Bridget Collins writes emotionally layered fiction with a strong historical sensibility and a touch of the uncanny. Her work often explores secrecy, longing, and the hidden costs of the past.
Fans of Laura Purcell's darker stories may be drawn to Collins' The Binding, which imagines a world where memories can be stored in books, with love, grief, and dangerous secrets at its center.
Jessie Burton combines lush historical detail with intrigue and a strong sense of unease. Her novels are full of secrets, shifting power dynamics, and carefully drawn characters.
Burton's The Miniaturist transports readers to 17th-century Amsterdam, where a seemingly prosperous household hides unsettling truths beneath its polished surface.
Diane Setterfield is a natural recommendation for readers who love Gothic fiction shaped by memory, mystery, and old family wounds. Her novels unfold with elegance, restraint, and a persistent sense of shadow.
Laura Purcell fans may especially enjoy Setterfield's The Thirteenth Tale, a story of hidden identities, buried histories, and storytelling itself set against the backdrop of a decaying English estate.

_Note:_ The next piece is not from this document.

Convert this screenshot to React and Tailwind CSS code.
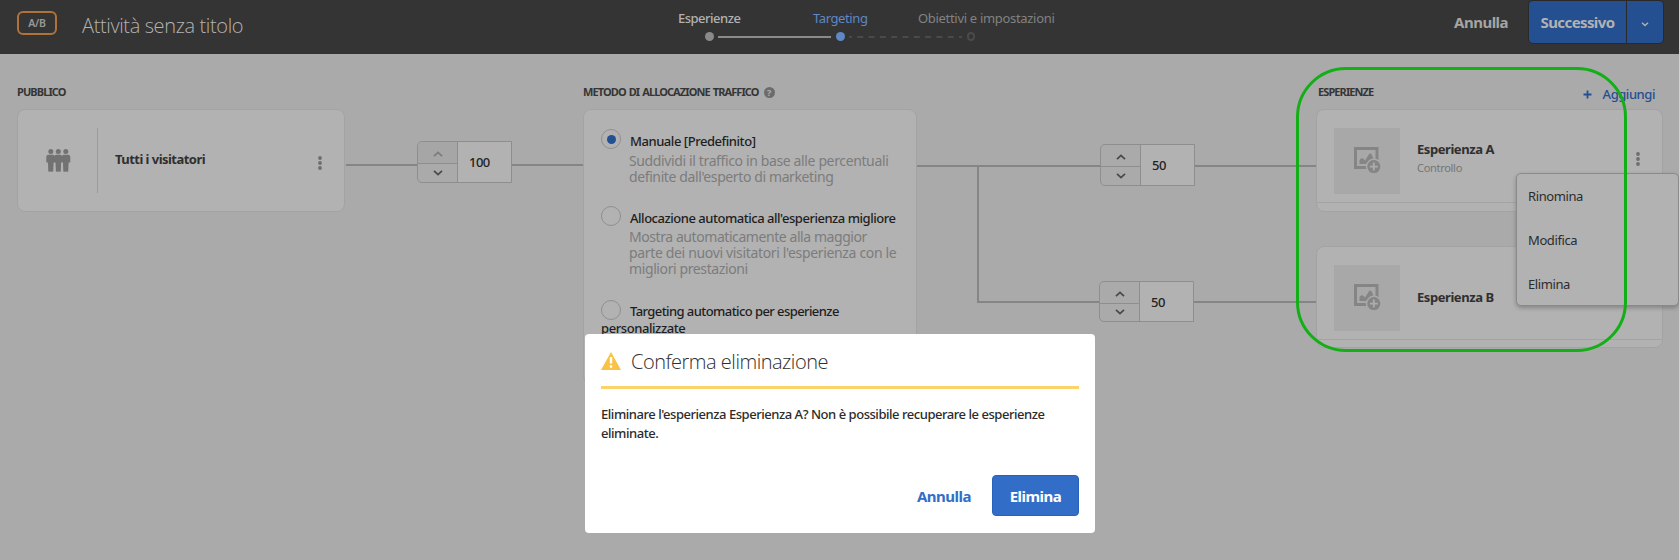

Stacey Halls writes historical fiction driven by tension, vivid settings, and compelling women facing social pressure and danger. Her books often carry an undercurrent of dread that will appeal to Purcell readers.
Those who enjoy dark atmosphere and historical suspense should try Halls' The Familiars, which follows a young noblewoman through fear, suspicion, and the witch trials of 17th-century Lancashire.
Essie Fox specializes in Gothic historical fiction steeped in Victorian atmosphere. Her novels are rich in texture, haunted by secrets, and filled with striking imagery.
In The Somnambulist, Fox builds a world of mystery and spectacle as a young woman uncovers long-buried truths tied to a shadowy theatre and her own past.
Elizabeth Macneal creates vivid historical worlds where art, obsession, and danger intersect. Her fiction shares Laura Purcell's gift for atmosphere and her interest in characters drawn toward unsettling truths.
Her novel The Doll Factory offers an eerie vision of Victorian London, weaving together ambition, fixation, and dark romance with a strong thriller edge.
Susan Hill is one of the defining voices of modern Gothic fiction, known for her spare, elegant prose and her ability to make quiet moments deeply unnerving.
Her classic ghost story The Woman in Black steadily builds dread as its protagonist uncovers chilling secrets surrounding a lonely house set amid the marshes.
Michelle Paver has a remarkable talent for slow-burning suspense, especially in isolated historical settings where fear seems to seep into the landscape itself.
In Dark Matter, set in the Arctic, she crafts a chilling ghost story in which loneliness, silence, and mounting terror create a powerful Gothic effect.
Imogen Hermes Gowar writes lush historical fiction with a strange, almost dreamlike quality. Her work often blurs the line between the plausible and the fantastical in ways that feel immersive rather than flashy.
Her novel The Mermaid and Mrs Hancock evokes 18th-century London with great richness while exploring obsession, desire, and the uneasy boundary between wonder and reality.
Kiran Millwood Hargrave writes haunting, lyrical fiction rooted in history, folklore, and human vulnerability. Her novels are atmospheric and emotionally resonant, with a strong sense of place.
In The Mercies, she tells a gripping story of survival, suspicion, and female friendship in a remote 17th-century Norwegian village, making it a strong pick for Laura Purcell fans.
Sarah Waters is known for dark, intelligent historical fiction charged with tension, desire, and uncertainty. She is especially skilled at stories in which the psychological and the supernatural seem impossible to separate.
Her novel The Little Stranger delivers exactly that kind of ambiguity, combining Gothic atmosphere and emotional complexity in a way likely to appeal to readers of Laura Purcell.
Eve Chase writes atmospheric mysteries centered on family secrets, old houses, and tragedies that refuse to stay buried. Her stories lean more toward emotional suspense, but they carry the same irresistible pull of the past.
Her novel Black Rabbit Hall gradually reveals a family's hidden history, balancing warmth and poignancy with a dark, unsettling undertone.
Kate Morton is a great choice for readers who love layered timelines, long-hidden secrets, and sprawling family mysteries. Her novels are immersive, emotionally rich, and full of carefully paced revelations.
In The Forgotten Garden, she unspools a haunting story of identity and inheritance, delivering the kind of slow, satisfying mystery that resonates with Laura Purcell's readers.
Jennifer McMahon writes suspenseful fiction that often sits at the edge of horror, blending emotional depth with eerie supernatural possibilities. Her novels are character-driven, unsettling, and highly readable.
One standout is The Winter People, an atmospheric mystery that mixes grief, folklore, and chilling discoveries in a way that should satisfy anyone craving more ghostly, tension-filled reading.